EXERCISE BRIEF
Among the lines below, list those containing the string "index".

------ DATASET CONTENT ------

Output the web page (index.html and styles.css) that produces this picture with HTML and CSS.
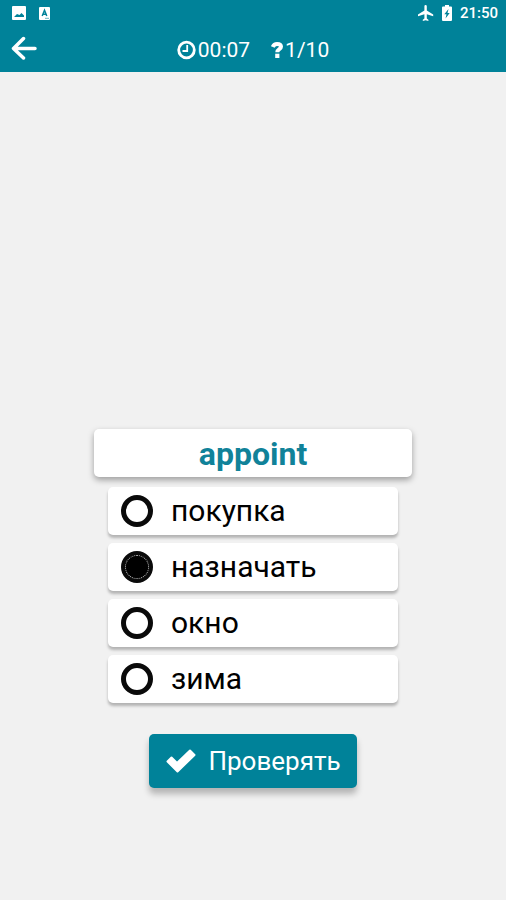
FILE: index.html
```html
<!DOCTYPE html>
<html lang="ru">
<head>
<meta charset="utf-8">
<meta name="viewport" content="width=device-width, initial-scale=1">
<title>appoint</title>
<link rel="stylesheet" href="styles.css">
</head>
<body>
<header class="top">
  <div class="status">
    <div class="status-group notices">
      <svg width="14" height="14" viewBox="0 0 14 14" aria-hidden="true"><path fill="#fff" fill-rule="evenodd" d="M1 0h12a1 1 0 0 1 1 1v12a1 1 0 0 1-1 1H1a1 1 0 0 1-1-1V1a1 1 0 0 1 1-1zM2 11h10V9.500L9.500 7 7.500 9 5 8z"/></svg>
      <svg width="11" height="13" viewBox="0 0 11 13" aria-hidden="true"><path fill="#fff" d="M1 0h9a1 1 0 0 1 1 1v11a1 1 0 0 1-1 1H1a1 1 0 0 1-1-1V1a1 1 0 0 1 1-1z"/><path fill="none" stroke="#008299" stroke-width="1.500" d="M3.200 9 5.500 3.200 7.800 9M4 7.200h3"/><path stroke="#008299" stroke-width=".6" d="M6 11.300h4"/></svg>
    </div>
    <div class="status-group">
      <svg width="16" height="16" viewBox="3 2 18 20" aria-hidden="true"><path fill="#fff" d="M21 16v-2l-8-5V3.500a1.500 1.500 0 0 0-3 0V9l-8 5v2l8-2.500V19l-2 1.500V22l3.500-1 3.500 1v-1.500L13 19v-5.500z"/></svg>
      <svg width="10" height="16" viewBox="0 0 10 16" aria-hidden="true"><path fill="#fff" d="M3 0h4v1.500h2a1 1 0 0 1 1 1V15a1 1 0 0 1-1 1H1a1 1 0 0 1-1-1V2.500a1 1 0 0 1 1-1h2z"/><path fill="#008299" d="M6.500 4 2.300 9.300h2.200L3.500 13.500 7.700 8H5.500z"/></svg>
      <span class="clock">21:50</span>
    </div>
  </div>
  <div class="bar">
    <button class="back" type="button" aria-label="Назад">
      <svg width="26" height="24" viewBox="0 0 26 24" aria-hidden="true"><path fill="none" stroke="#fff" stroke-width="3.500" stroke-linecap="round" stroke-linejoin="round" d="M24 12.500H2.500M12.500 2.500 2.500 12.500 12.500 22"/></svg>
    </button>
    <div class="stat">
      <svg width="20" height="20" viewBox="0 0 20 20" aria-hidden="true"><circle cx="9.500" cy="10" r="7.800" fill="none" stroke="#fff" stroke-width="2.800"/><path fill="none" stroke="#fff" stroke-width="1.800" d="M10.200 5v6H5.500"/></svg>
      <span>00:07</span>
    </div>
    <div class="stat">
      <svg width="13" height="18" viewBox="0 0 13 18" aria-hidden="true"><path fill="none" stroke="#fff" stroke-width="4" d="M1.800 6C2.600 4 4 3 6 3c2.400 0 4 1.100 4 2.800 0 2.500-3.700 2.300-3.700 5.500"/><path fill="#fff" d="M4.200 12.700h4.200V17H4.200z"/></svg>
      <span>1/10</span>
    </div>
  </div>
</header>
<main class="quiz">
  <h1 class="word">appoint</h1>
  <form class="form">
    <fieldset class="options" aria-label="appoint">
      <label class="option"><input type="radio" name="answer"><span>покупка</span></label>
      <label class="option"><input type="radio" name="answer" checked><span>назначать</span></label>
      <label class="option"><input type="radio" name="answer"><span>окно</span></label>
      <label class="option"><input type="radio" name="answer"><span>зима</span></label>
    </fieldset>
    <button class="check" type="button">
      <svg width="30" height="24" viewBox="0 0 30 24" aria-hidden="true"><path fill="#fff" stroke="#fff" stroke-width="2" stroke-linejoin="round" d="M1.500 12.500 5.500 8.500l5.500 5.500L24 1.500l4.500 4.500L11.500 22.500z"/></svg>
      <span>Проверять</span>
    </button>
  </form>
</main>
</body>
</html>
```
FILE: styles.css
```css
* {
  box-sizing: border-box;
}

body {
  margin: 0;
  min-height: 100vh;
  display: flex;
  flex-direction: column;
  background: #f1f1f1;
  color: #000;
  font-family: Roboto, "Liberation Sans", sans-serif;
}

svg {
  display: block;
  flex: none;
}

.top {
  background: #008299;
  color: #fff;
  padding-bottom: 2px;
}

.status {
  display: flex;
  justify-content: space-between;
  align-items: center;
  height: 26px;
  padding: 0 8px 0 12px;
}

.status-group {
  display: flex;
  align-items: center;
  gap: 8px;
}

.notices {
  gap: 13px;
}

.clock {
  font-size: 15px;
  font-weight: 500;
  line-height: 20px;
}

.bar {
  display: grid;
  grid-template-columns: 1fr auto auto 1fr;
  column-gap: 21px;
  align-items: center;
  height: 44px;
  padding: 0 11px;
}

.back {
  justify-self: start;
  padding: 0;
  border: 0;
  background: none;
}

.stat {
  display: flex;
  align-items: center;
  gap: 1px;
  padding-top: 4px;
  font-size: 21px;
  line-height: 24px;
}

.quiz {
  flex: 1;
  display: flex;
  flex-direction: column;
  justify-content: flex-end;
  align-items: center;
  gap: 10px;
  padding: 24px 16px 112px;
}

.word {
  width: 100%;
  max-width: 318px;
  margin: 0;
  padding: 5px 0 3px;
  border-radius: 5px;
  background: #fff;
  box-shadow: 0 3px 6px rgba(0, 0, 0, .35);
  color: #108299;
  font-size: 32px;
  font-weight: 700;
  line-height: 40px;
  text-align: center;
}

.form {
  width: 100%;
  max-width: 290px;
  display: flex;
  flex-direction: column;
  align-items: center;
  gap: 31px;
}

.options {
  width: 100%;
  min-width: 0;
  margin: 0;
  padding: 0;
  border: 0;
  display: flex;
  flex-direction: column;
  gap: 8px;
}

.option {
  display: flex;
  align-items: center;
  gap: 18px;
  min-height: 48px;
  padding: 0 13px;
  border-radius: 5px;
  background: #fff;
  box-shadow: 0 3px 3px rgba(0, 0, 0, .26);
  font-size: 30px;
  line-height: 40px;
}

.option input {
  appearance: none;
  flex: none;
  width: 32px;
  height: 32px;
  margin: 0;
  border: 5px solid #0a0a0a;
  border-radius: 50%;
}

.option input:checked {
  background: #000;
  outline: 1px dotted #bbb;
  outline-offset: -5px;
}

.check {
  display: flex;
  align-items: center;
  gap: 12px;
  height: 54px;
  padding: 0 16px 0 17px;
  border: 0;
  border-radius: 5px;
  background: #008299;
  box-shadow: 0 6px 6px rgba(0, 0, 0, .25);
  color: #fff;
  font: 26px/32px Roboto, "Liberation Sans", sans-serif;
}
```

------

ANSWER TO THIS EXERCISE
Output the web page (index.html and styles.css) that produces this picture with HTML and CSS.
FILE: index.html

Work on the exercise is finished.